Una de esas leyendas es la que nos narra cómo la imagen de Nuestro Padre Jesús, venerada en este templo, llegó un día a la casa de un comerciante del barrio del Santuario de Guadalupe sobre los lomos de una mula.
Otra leyenda, pero ésta mucho más reciente –pues apenas sucedió en los años de persecución religiosa, o sea en tiempos de la Cristiada-, nos habla de cómo un demente conocido en el pueblo como “El tonto Molina” fue pagado por un vecino del templo que presumía de ser ateo, quien armó al pobre loco con unas tijeras y le instó a que le recortara la falda a la imagen de la santísima virgen y la pusiera a la moda en su peinado.
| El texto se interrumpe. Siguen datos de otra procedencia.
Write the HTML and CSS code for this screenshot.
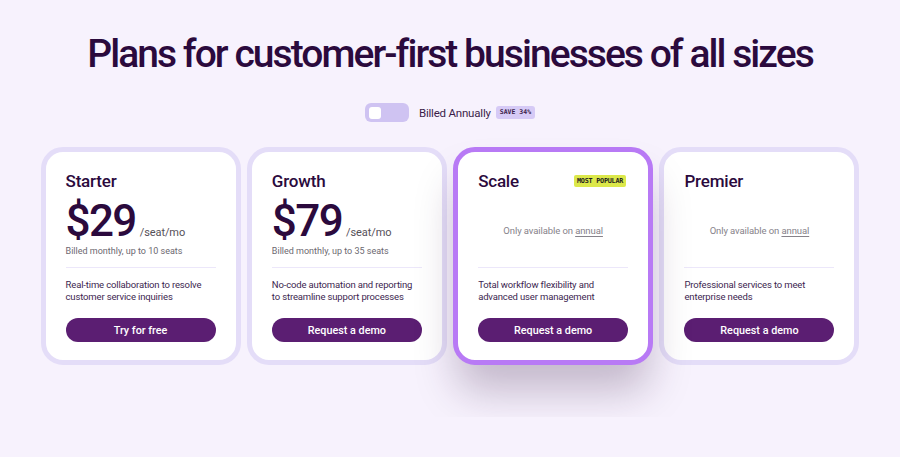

Entró “el tonto Molina” al templo, llevando al cabo su sacrílega acción al cortar la cabellera a la estatua de la virgen y tomándola como un trofeo, junto con la tela que cortó de la falda. Salió del sagrado recinto y, cuando se encaminaba rumbo a la casa de su protector, un toro cortado de una manada que era conducida rumbo al rastro lo embistió y con uno de sus pitones lo golpeó en la cara sacándole un ojo. Y desde entonces en su rostro una mueca horrible, su boca babeante, un constante lagrimeo donde había tenido su ojo y la mano con la que había cometido su sacrílega acción siempre temblándole.
Para mucha gente, aquello fue un castigo por su acción tan ruin; y para otros no fue más que una mera casualidad. Pero algunos aseguran que es ahí donde empieza el ocaso de otrora rico mineral.
Todo esto puede ser pura leyenda, mas lo que sí es cierto es que en este pueblo todo lo que fue edificado por el hombre para el hombre, hoy ha desaparecido, mientras que el templo, que fue edificado y dedicado a un servicio sagrado y santo, ahí está recordándonos que existió un rico mineral, que sus minas arrojaron grandes cantidades de plata, que grandes hombres salieron de sus solares. Ricos pueblos se enorgullecen de haber formado parte de su territorio.
Ahí está el viejo y querido templo de Santa Rosa de Lima; ahí está… inmortal.